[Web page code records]
++++++++++

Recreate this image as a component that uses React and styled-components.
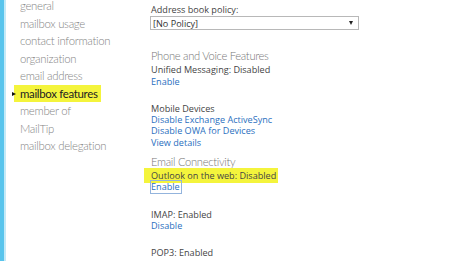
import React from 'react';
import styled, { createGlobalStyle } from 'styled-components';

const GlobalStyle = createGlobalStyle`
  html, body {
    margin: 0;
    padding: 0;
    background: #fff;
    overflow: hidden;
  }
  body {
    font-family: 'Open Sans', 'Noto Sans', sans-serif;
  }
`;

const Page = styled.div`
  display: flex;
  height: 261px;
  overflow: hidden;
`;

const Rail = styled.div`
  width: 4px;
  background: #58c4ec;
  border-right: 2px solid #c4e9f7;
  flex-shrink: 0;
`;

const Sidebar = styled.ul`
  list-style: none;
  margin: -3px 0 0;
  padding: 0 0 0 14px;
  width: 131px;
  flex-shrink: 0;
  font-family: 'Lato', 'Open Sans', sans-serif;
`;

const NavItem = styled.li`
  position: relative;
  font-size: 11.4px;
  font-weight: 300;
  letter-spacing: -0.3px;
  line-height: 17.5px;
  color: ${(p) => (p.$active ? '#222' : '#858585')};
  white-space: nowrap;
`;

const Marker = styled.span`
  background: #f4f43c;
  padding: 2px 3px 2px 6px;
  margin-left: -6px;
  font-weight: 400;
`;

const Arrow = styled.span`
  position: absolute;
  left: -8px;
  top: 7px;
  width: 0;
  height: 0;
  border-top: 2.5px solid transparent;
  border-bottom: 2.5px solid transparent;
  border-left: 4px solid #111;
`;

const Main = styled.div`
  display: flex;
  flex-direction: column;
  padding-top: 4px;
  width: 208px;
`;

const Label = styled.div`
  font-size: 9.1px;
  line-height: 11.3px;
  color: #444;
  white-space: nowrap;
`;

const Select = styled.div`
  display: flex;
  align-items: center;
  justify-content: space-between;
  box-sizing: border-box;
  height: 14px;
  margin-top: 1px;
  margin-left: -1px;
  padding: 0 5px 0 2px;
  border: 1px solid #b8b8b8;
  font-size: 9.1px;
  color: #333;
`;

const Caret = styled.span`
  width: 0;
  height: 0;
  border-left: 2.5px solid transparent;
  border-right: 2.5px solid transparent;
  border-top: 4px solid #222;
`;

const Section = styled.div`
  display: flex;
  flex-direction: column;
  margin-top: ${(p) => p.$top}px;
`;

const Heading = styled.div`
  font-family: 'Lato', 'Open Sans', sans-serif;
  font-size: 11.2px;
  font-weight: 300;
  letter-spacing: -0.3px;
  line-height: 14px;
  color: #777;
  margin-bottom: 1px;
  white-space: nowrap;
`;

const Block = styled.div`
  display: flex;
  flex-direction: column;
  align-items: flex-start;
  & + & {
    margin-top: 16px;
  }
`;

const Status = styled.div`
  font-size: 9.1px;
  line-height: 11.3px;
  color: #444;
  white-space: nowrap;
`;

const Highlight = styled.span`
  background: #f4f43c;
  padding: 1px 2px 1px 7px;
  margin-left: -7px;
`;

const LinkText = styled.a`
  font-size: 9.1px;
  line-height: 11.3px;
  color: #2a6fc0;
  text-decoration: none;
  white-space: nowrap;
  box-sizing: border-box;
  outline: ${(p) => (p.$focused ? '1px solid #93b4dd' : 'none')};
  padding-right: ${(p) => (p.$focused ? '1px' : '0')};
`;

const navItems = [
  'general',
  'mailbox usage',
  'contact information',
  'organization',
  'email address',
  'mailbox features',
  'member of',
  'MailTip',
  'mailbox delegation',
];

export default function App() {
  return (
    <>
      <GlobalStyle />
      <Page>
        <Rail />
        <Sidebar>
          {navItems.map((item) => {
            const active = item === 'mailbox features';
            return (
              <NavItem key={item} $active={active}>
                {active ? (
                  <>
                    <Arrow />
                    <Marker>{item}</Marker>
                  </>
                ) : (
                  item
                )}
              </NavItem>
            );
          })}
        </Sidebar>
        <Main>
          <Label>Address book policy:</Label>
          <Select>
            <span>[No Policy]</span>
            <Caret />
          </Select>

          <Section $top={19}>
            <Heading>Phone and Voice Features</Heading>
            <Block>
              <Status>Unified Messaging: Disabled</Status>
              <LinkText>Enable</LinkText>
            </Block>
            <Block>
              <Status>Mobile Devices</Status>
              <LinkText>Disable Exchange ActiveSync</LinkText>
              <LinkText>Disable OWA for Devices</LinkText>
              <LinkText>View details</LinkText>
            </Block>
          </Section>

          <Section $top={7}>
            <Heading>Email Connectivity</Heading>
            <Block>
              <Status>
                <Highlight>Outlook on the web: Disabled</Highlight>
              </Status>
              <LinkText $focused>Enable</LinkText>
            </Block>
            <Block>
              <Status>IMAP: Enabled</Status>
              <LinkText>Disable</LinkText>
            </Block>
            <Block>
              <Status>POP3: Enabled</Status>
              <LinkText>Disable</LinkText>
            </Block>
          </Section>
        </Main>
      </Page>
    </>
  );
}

++++++++++

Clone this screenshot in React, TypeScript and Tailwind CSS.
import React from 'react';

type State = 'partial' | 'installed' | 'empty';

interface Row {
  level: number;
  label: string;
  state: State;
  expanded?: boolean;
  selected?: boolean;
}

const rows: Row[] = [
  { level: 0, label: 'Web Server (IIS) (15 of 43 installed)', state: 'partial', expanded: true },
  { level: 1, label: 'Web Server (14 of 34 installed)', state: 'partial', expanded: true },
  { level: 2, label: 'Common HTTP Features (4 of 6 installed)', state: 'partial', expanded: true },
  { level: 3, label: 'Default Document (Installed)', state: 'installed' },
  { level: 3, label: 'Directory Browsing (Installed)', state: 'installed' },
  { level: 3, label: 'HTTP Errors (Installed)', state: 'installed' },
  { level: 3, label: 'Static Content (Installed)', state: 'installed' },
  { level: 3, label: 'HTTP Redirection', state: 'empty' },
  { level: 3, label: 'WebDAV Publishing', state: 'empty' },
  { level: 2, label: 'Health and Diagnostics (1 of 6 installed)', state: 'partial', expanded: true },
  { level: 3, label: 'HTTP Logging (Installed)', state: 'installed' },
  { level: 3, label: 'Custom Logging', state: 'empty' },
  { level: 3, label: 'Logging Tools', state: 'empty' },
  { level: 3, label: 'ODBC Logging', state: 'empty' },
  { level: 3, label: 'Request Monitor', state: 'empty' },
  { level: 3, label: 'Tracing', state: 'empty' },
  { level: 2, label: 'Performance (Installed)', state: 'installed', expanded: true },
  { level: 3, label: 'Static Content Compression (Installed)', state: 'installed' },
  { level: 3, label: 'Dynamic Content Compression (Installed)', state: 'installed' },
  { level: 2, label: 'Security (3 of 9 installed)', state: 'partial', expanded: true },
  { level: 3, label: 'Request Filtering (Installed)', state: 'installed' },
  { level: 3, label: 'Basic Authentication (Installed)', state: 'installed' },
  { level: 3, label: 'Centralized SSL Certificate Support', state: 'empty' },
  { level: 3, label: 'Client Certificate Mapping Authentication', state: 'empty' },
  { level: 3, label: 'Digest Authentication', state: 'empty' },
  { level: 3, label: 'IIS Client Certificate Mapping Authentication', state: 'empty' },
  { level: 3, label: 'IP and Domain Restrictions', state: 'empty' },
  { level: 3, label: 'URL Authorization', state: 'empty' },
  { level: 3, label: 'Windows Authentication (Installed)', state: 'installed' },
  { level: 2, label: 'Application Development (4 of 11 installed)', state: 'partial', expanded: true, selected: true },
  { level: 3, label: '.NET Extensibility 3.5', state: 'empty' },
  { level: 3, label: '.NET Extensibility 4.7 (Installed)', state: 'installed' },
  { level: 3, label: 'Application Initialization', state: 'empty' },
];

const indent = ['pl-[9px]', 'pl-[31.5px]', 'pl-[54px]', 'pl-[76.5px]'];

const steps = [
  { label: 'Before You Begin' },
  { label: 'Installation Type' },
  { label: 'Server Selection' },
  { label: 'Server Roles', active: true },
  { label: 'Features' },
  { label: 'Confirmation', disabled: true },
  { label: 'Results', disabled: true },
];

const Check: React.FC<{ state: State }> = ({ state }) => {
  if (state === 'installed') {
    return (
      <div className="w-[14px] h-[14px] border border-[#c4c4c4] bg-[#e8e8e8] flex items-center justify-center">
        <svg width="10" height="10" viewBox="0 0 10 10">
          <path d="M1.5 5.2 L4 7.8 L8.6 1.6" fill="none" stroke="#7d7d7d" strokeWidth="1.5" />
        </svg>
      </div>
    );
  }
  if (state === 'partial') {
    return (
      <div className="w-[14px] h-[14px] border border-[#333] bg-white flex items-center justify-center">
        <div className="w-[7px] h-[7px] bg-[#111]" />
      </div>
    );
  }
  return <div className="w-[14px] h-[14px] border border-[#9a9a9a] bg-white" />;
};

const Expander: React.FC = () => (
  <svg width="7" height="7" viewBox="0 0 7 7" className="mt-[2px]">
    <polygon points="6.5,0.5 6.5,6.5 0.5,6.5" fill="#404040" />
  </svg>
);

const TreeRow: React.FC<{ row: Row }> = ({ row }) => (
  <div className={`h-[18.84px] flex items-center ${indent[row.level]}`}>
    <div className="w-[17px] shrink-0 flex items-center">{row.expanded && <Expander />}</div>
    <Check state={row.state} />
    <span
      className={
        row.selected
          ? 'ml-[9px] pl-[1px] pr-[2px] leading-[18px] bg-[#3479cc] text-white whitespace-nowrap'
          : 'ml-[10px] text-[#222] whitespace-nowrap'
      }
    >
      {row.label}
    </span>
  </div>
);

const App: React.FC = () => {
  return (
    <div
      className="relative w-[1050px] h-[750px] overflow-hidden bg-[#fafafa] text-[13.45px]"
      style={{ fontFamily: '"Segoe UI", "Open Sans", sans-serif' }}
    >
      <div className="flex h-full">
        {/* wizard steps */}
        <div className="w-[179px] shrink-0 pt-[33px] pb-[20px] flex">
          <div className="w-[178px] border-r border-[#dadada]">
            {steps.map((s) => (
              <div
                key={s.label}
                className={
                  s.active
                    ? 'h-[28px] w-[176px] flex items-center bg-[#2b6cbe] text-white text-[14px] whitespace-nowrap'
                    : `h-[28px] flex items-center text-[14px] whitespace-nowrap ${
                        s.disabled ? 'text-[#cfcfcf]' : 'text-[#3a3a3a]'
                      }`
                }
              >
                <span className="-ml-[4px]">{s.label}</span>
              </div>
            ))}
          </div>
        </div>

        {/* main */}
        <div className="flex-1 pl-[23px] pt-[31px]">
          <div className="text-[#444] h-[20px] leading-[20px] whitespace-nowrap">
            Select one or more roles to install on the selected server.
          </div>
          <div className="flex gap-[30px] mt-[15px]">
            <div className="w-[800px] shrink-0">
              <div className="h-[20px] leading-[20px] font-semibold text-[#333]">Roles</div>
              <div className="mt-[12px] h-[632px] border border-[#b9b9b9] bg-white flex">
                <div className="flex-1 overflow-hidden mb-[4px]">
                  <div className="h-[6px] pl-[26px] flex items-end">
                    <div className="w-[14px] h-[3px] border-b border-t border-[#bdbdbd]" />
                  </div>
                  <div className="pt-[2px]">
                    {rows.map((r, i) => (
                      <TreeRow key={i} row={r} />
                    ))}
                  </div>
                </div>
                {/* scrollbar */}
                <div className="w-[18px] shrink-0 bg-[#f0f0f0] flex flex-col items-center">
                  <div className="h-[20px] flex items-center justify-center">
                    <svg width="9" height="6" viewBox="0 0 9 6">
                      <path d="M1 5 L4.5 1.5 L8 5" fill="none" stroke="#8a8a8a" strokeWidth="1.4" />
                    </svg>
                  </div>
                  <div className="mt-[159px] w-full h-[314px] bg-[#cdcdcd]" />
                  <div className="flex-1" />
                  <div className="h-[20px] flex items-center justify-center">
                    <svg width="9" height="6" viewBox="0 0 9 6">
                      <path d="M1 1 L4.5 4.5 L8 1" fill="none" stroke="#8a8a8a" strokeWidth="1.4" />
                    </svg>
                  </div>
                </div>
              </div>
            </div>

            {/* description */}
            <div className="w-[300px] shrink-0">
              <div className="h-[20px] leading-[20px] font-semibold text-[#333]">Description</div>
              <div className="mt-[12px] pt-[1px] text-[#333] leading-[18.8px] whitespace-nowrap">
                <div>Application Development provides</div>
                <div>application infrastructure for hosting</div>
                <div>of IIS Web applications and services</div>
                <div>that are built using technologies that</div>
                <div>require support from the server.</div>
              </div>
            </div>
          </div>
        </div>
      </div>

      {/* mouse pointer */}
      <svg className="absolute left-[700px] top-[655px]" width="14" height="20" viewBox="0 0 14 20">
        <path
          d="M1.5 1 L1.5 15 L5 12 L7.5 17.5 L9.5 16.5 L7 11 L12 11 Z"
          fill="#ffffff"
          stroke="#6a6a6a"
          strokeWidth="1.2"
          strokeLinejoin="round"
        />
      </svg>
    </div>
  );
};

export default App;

++++++++++

DIRECTIONS FOR THIS TASK: Return every line holding the word "that" from the records.

ANSWER BELOW:
Recreate this image as a component that uses React and styled-components.
                <div>that are built using technologies that</div>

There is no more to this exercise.